INDIANAPOLIS — After a big win in Buffalo Sunday, the Indianapolis Colts not only brought home the turkey bacon… but the entire bird!
Bringing their talents back to Indianapolis this week, the Colts rallied on Tuesday for their 10th annual Horseshoe Helpings event in the south lot of Lucas Oil Stadium, where 43,000 pounds of Thanksgiving fixings were divided up between 2,000 Hoosier families in need.
Showing off the heart behind the horseshoe, dozens of volunteers alongside players, cheerleaders, the mascot Blue and even Indianapolis Mayor Joe Hogsett teamed up to tackle Thanksgiving hunger.
While the scene may have looked and sounded like a tailgate party before kickoff — complete with a DJ and dancing — the only touchdown scored was turkeys landing in their final end zone: the trunks of families who need them most.
“It does underscore the need, and I’m so glad that these families will have a great Thanksgiving feast,” Mayor Hogsett said. “These families will now have a wonderful Thanksgiving meal to enjoy.
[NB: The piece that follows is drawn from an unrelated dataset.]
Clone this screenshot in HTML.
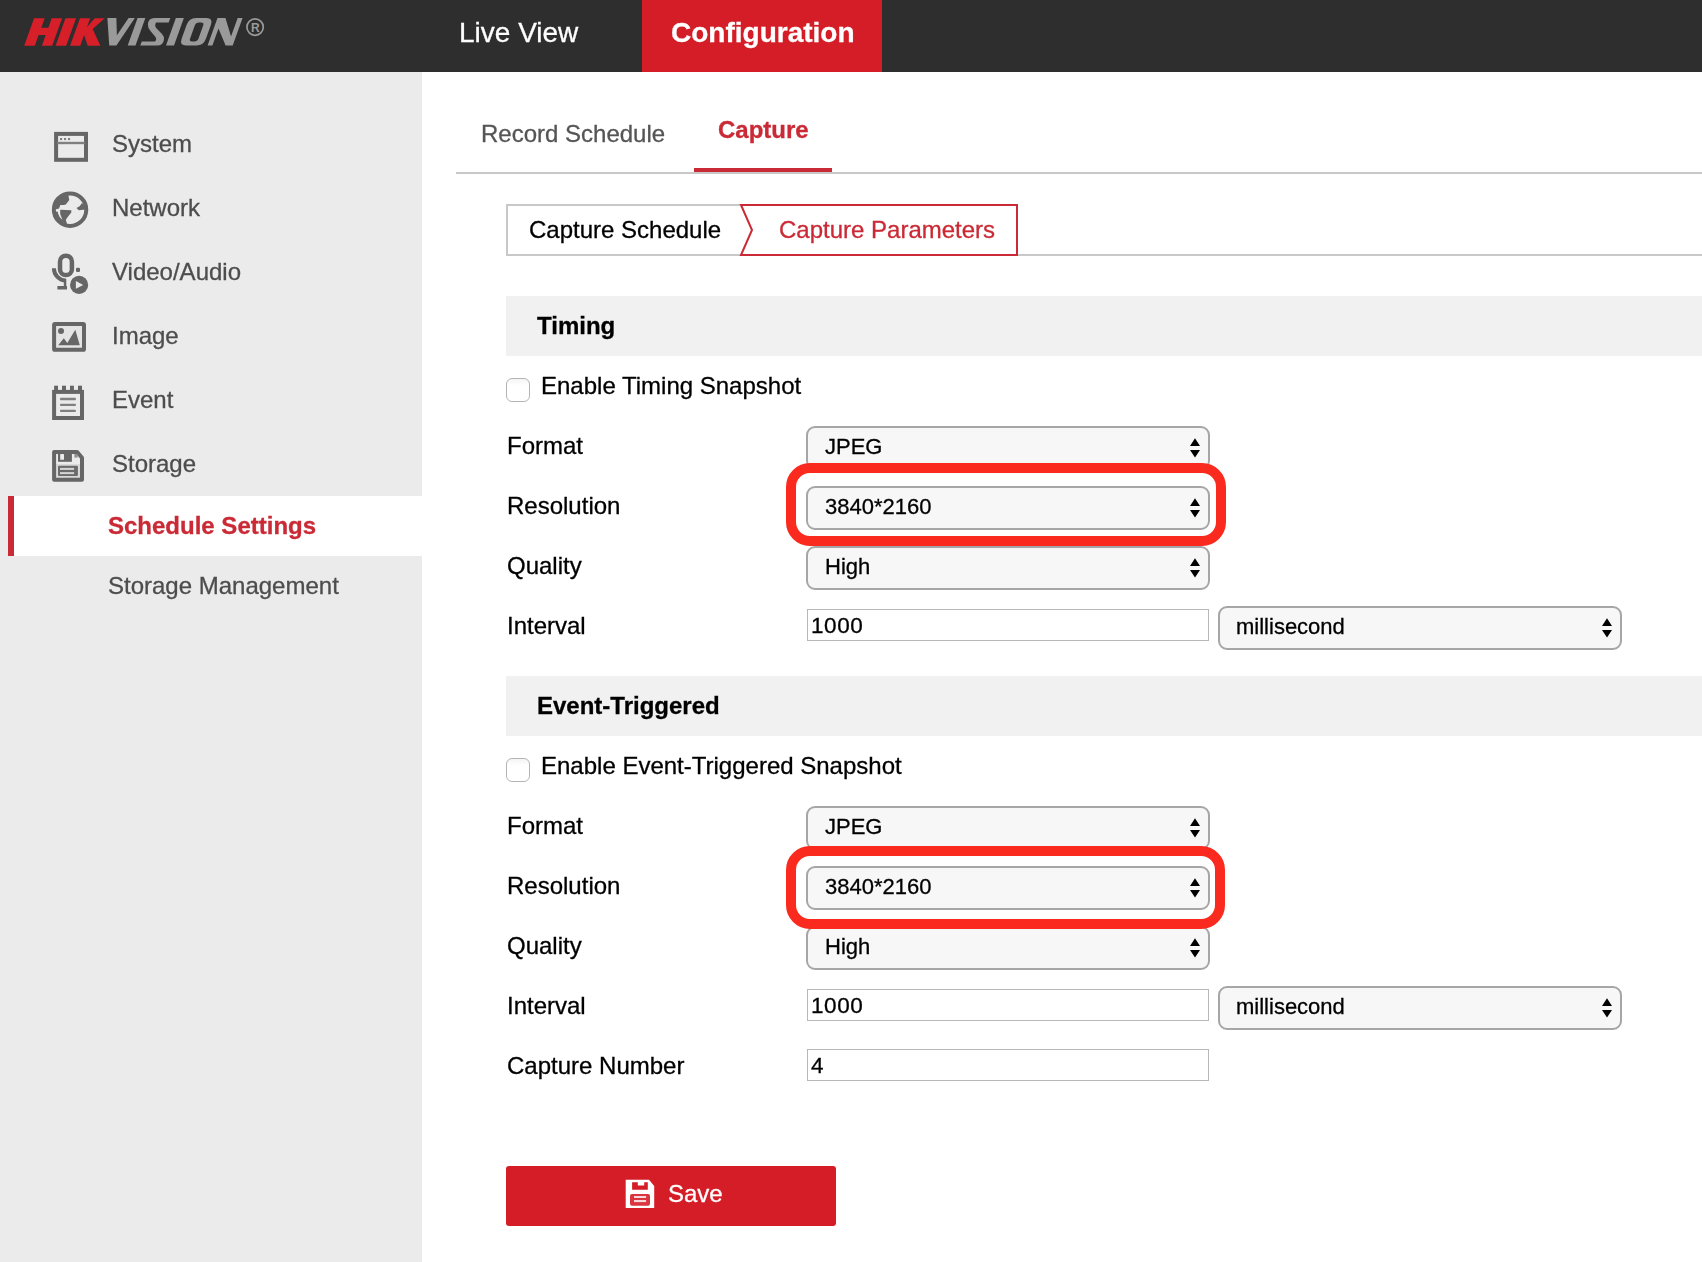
<!DOCTYPE html>
<html>
<head>
<meta charset="utf-8">
<title>Configuration</title>
<style>
*{box-sizing:border-box;margin:0;padding:0}
html,body{width:1702px;height:1262px;overflow:hidden;background:#fff}
body{font-family:"Liberation Sans",sans-serif;font-size:24px;color:#000;position:relative;-webkit-text-stroke:0.3px currentColor}
.abs{position:absolute}
.t{position:absolute;white-space:nowrap;line-height:30px;height:30px;will-change:transform}
.select .v,.input .v{will-change:transform}
#header{left:0;top:0;width:1702px;height:72px;background:#2e2e2e}
#cfgtab{left:642px;top:0;width:240px;height:72px;background:#d51d27}
#side{left:0;top:72px;width:422px;height:1190px;background:#ebebeb}
.nav{font-size:28px;color:#fff;line-height:34px;height:34px}
.sm{color:#4d4d4d}
.sel{left:14px;top:496px;width:408px;height:60px;background:#fff}
.selbar{left:8px;top:496px;width:6px;height:60px;background:#ca2a35}
.sec{left:506px;width:1196px;height:60px;background:#f1f1f1}
.sech{font-weight:bold;left:537px}
.lab{left:507px}
.select{position:absolute;height:44px;width:404px;border:2px solid #a6a6a6;border-radius:9px;background:#f7f7f7}
.select .v{position:absolute;left:17px;top:5px;font-size:22px;line-height:28px;white-space:nowrap}
.select svg{position:absolute;right:7px;top:10px}
.input{position:absolute;left:807px;width:402px;height:32px;border:1px solid #b8b8b8;background:#fff}
.input .v{position:absolute;left:2.5px;top:2px;font-size:22.5px;line-height:28px;letter-spacing:0.6px}
.cb{position:absolute;left:506px;width:24px;height:24px;border:1.5px solid #b4b4b4;border-radius:6px;background:linear-gradient(#f4f4f4,#fff 30%,#fff)}
.hl{position:absolute;left:786px;width:440px;height:83px;border:10px solid #fa2a1e;border-radius:24px}
</style>
</head>
<body>
<!-- header -->
<div id="header" class="abs"></div>
<div id="cfgtab" class="abs"></div>
<svg class="abs" style="left:0;top:0" width="300" height="72" viewBox="0 0 300 72">
  <g transform="matrix(1 0 0.359 -1 0 45.7)" fill="#d71f2a">
    <path d="M24.2 0 H34.8 V10.6 H41.9 V0 H52.2 V27.5 H41.9 V18 H34.8 V27.5 H24.2 Z"/>
    <path d="M55.6 0 H66.2 V27.5 H55.6 Z"/>
    <path d="M70.1 0 H80.3 V10.6 L87.7 0 H100.4 L86.7 16.6 L94.8 27.5 H84.9 L80.3 18.7 V27.5 H70.1 Z"/>
  </g>
  <g transform="matrix(1 0 0.359 -1 0 45.6)" fill="#9a9a9a">
    <path d="M97.5 27.5 H106.5 L113.2 10.3 L118.7 27.5 H125 L116.4 0 H109.25 Z"/>
    <path d="M127.7 0 H135.5 V27.5 H127.7 Z"/>
    <path d="M166 0 H174 V27.5 H166 Z"/>
    <path fill-rule="evenodd" d="M186.2 0 H196.5 Q203.5 0 203.5 7 V20.5 Q203.5 27.5 196.5 27.5 H186.2 Q179.2 27.5 179.2 20.5 V7 Q179.2 0 186.2 0 Z M190.6 4 Q187.6 4 187.6 7 V20 Q187.6 23 190.6 23 H193 Q196 23 196 20 V7 Q196 4 193 4 Z"/>
    <path d="M207.6 0 H212.4 V17 L225.6 0 H232.7 V27.5 H227.8 V9 L215.6 27.5 H207.6 Z"/>
  </g>
  <path fill="#9a9a9a" d="M170.3 18.1 L154.5 18.1 Q148.5 18.1 147.9 24.5 Q147.7 28 150.5 31 L155.5 36.9 Q157 39.5 155 41.6 L141.8 41.6 L140.2 45.6 L157 45.6 Q163.5 45.6 164 39 Q164.2 36.5 162 34 L156.1 27.9 Q154.3 25 156.1 22.6 L168.7 22.6 Z"/>
  <circle cx="255.1" cy="27.1" r="8.2" fill="none" stroke="#9a9a9a" stroke-width="1.7"/>
  <text x="255.4" y="31.9" text-anchor="middle" font-family="Liberation Sans" font-weight="bold" font-size="12" fill="#9a9a9a">R</text>
</svg>
<div class="t nav" style="left:459px;top:16px">Live View</div>
<div class="t nav" style="left:671px;top:16px;font-weight:bold">Configuration</div>

<!-- sidebar -->
<div id="side" class="abs"></div>
<div class="sel abs"></div><div class="selbar abs"></div>
<div class="t sm" style="left:112px;top:129px">System</div>
<div class="t sm" style="left:112px;top:193px">Network</div>
<div class="t sm" style="left:112px;top:257px">Video/Audio</div>
<div class="t sm" style="left:112px;top:321px">Image</div>
<div class="t sm" style="left:112px;top:385px">Event</div>
<div class="t sm" style="left:112px;top:449px">Storage</div>
<div class="t" style="left:108px;top:511px;font-weight:bold;color:#ca2a35">Schedule Settings</div>
<div class="t sm" style="left:108px;top:571px">Storage Management</div>

<!-- icons -->
<svg class="abs" style="left:40px;top:120px" width="60" height="50" viewBox="0 0 60 50">
  <rect x="16.1" y="13.9" width="29.9" height="25.9" fill="none" stroke="#666" stroke-width="4"/>
  <rect x="17" y="21.8" width="28" height="2.4" fill="#808080"/>
  <rect x="20" y="18" width="2.1" height="2.1" fill="#808080"/><rect x="24" y="18" width="2.1" height="2.1" fill="#808080"/><rect x="28" y="18" width="2.1" height="2.1" fill="#808080"/>
</svg>
<svg class="abs" style="left:40px;top:184px" width="60" height="50" viewBox="0 0 60 50">
  <circle cx="30.05" cy="25.7" r="16.2" fill="none" stroke="#666" stroke-width="4"/>
  <path d="M28 9.5 L29.3 15.9 L25.8 20.6 L23.6 21 L20.4 21 L19 24.6 L15 25.6 L14 28 L13 22 L16 14 L22 10 Z" fill="#666"/>
  <path d="M20.2 25.8 L31.3 26.2 L31.3 28.5 L27.7 32.9 L25.8 35.7 L27.2 40.5 L23.8 39.5 L20.2 30.1 Z" fill="#666"/>
  <path d="M16.48 27.61 A13.7 13.7 0 0 0 23.20 37.56" fill="none" stroke="#666" stroke-width="2.3"/>
  <path d="M36.5 24 L39.6 22.2 L42 19 L45 22 L45.5 25.6 L38.8 26.3 Z" fill="#666"/>
</svg>
<svg class="abs" style="left:40px;top:248px" width="60" height="50" viewBox="0 0 60 50">
  <rect x="20" y="7.7" width="11.9" height="19.4" rx="5.95" fill="none" stroke="#666" stroke-width="4.5"/>
  <path d="M13.9 20.2 A11.9 12.2 0 0 0 25.8 32.4" fill="none" stroke="#666" stroke-width="4"/>
  <path d="M23.8 31 H26.3 V38 H27 V41.6 H17.4 V38 H23.8 Z" fill="#666"/>
  <rect x="36" y="19.8" width="4" height="4.3" rx="1.3" fill="#666"/>
  <circle cx="39.1" cy="36.9" r="10.6" fill="#ebebeb"/>
  <circle cx="39.1" cy="36.9" r="9.1" fill="#666"/>
  <path d="M35.9 32.9 L43.2 36.9 L35.9 40.8 Z" fill="#ebebeb"/>
</svg>
<svg class="abs" style="left:40px;top:312px" width="60" height="50" viewBox="0 0 60 50">
  <rect x="14.1" y="11.9" width="29.9" height="25.9" rx="0.9" fill="#e4e4e4" stroke="#666" stroke-width="4"/>
  <circle cx="21" cy="19" r="3" fill="#666"/>
  <path d="M18.2 33.3 L23.8 26.2 L27.3 30.9 L35.3 17.8 L39.8 33.3 Z" fill="#666"/>
</svg>
<svg class="abs" style="left:40px;top:376px" width="60" height="50" viewBox="0 0 60 50">
  <rect x="14.1" y="15.9" width="27.9" height="26.1" fill="none" stroke="#666" stroke-width="4"/>
  <rect x="14.1" y="9.7" width="3.9" height="5" fill="#666"/><rect x="22" y="9.7" width="4" height="5" fill="#666"/><rect x="30" y="9.7" width="3.9" height="5" fill="#666"/><rect x="38" y="9.7" width="4" height="5" fill="#666"/>
  <rect x="20" y="21.8" width="15.9" height="2.4" rx="0.8" fill="#808080"/><rect x="20" y="27.7" width="15.9" height="2.4" rx="0.8" fill="#808080"/><rect x="20" y="33.8" width="15.9" height="2.3" rx="0.8" fill="#808080"/>
</svg>
<svg class="abs" style="left:40px;top:440px" width="60" height="50" viewBox="0 0 60 50">
  <path d="M15.9 24 H40 V38 H15.9 Z" fill="#d9d9d9"/>
  <path d="M14.1 11.9 H37 L42 17.8 V39.8 H14.1 Z" fill="none" stroke="#666" stroke-width="4" stroke-linejoin="round"/>
  <path d="M18 12 H31.9 V21.8 H18 Z" fill="#666"/>
  <rect x="20.2" y="14" width="3.8" height="5.8" rx="0.6" fill="#ebebeb"/>
  <path d="M34.4 14 H37.6 V17.6 H34.4 Z" fill="#8f8f8f"/>
  <rect x="18" y="25.8" width="19.9" height="10.1" rx="0.8" fill="#6b6b6b"/>
  <rect x="20" y="27.9" width="14.1" height="2" fill="#d4d4d4"/><rect x="20" y="32.1" width="14.1" height="2" fill="#d4d4d4"/>
</svg>
<!-- tabs -->
<div class="t" style="left:481px;top:119px;color:#555">Record Schedule</div>
<div class="t" style="left:718px;top:115px;color:#ca2a35;font-weight:bold">Capture</div>
<div class="abs" style="left:456px;top:172px;width:1246px;height:2px;background:#c8c8c8"></div>
<div class="abs" style="left:694px;top:168px;width:138px;height:4px;background:#ca2a35"></div>

<!-- sub tabs -->
<div class="abs" style="left:506px;top:204px;width:240px;height:52px;border:2px solid #c8c8c8;border-right:none"></div>
<div class="abs" style="left:1018px;top:254px;width:684px;height:2px;background:#c8c8c8"></div>
<div class="abs" style="left:740px;top:204px;width:278px;height:52px;border:2px solid #ca2a35;border-left:none;background:#fff"></div>
<svg class="abs" style="left:736px;top:204px" width="24" height="52" viewBox="0 0 24 52"><path d="M4 0 L24 0 L24 52 L4 52 Z" fill="#fff"/><path d="M24 1 L5 1 L16 26 L5 51 L24 51" fill="none" stroke="#ca2a35" stroke-width="2" stroke-linejoin="miter"/></svg>
<div class="t" style="left:529px;top:215px">Capture Schedule</div>
<div class="t" style="left:779px;top:215px;color:#ca2a35">Capture Parameters</div>

<!-- Timing -->
<div class="sec abs" style="top:296px"></div>
<div class="t sech" style="top:311px">Timing</div>
<div class="cb" style="top:378px"></div>
<div class="t" style="left:541px;top:371px">Enable Timing Snapshot</div>
<div class="t lab" style="top:431px">Format</div>
<div class="t lab" style="top:491px">Resolution</div>
<div class="t lab" style="top:551px">Quality</div>
<div class="t lab" style="top:611px">Interval</div>

<!-- Event -->
<div class="sec abs" style="top:676px"></div>
<div class="t sech" style="top:691px">Event-Triggered</div>
<div class="cb" style="top:758px"></div>
<div class="t" style="left:541px;top:751px">Enable Event-Triggered Snapshot</div>
<div class="t lab" style="top:811px">Format</div>
<div class="t lab" style="top:871px">Resolution</div>
<div class="t lab" style="top:931px">Quality</div>
<div class="t lab" style="top:991px">Interval</div>
<div class="t lab" style="top:1051px">Capture Number</div>

<!-- controls -->
<div class="select" style="left:806px;top:426px"><span class="v">JPEG</span><svg width="12" height="22" viewBox="0 0 12 22"><path d="M1 7.9 L6 0.3 L11 7.9 Z M1 12 L11 12 L6 19.4 Z" fill="#000"/></svg></div>
<div class="select" style="left:806px;top:486px"><span class="v">3840*2160</span><svg width="12" height="22" viewBox="0 0 12 22"><path d="M1 7.9 L6 0.3 L11 7.9 Z M1 12 L11 12 L6 19.4 Z" fill="#000"/></svg></div>
<div class="select" style="left:806px;top:546px"><span class="v">High</span><svg width="12" height="22" viewBox="0 0 12 22"><path d="M1 7.9 L6 0.3 L11 7.9 Z M1 12 L11 12 L6 19.4 Z" fill="#000"/></svg></div>
<div class="input" style="top:609px"><span class="v">1000</span></div>
<div class="select" style="left:1218px;top:606px"><span class="v" style="left:15.6px">millisecond</span><svg width="12" height="22" viewBox="0 0 12 22"><path d="M1 7.9 L6 0.3 L11 7.9 Z M1 12 L11 12 L6 19.4 Z" fill="#000"/></svg></div>
<div class="hl" style="top:463px"></div>
<div class="select" style="left:806px;top:806px"><span class="v">JPEG</span><svg width="12" height="22" viewBox="0 0 12 22"><path d="M1 7.9 L6 0.3 L11 7.9 Z M1 12 L11 12 L6 19.4 Z" fill="#000"/></svg></div>
<div class="select" style="left:806px;top:866px"><span class="v">3840*2160</span><svg width="12" height="22" viewBox="0 0 12 22"><path d="M1 7.9 L6 0.3 L11 7.9 Z M1 12 L11 12 L6 19.4 Z" fill="#000"/></svg></div>
<div class="select" style="left:806px;top:926px"><span class="v">High</span><svg width="12" height="22" viewBox="0 0 12 22"><path d="M1 7.9 L6 0.3 L11 7.9 Z M1 12 L11 12 L6 19.4 Z" fill="#000"/></svg></div>
<div class="input" style="top:989px"><span class="v">1000</span></div>
<div class="select" style="left:1218px;top:986px"><span class="v" style="left:15.6px">millisecond</span><svg width="12" height="22" viewBox="0 0 12 22"><path d="M1 7.9 L6 0.3 L11 7.9 Z M1 12 L11 12 L6 19.4 Z" fill="#000"/></svg></div>
<div class="hl" style="top:846px;width:439px"></div>
<div class="input" style="top:1049px"><span class="v">4</span></div>
<!-- Save -->
<div class="abs" style="left:506px;top:1166px;width:330px;height:60px;background:#d51d27;border-radius:3px"></div>
<svg class="abs" style="left:610px;top:1166px" width="60" height="60" viewBox="0 0 60 60">
  <path d="M15.7 13.8 H39 L44.2 20 V42.1 H15.7 Z" fill="#fff"/>
  <path d="M22.1 16.2 H27.8 V19.6 H34.2 V16.2 H37.8 V23.8 H22.1 Z" fill="#d51d27"/>
  <rect x="20" y="28" width="20" height="11.7" rx="2" fill="#da3540"/>
  <rect x="24" y="30" width="12.1" height="2" fill="#f6d8da"/><rect x="24" y="34" width="12.1" height="2.1" fill="#f6d8da"/>
</svg>
<div class="t" style="left:668px;top:1179px;color:#fff">Save</div>
</body>
</html>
It just uplifts the spirit of the entire city volunteering like this. Today’s a great day.
“It’s good for our city, it’s good for these families, and it’s good for the Indianapolis Colts.”
This was not a free-for-all drive-up event. Families who received free food were selected by local community centers, schools and other organizations. In addition, 10 local churches were given 50 meals each to give to the elderly and parishioners unable to attend the event themselves.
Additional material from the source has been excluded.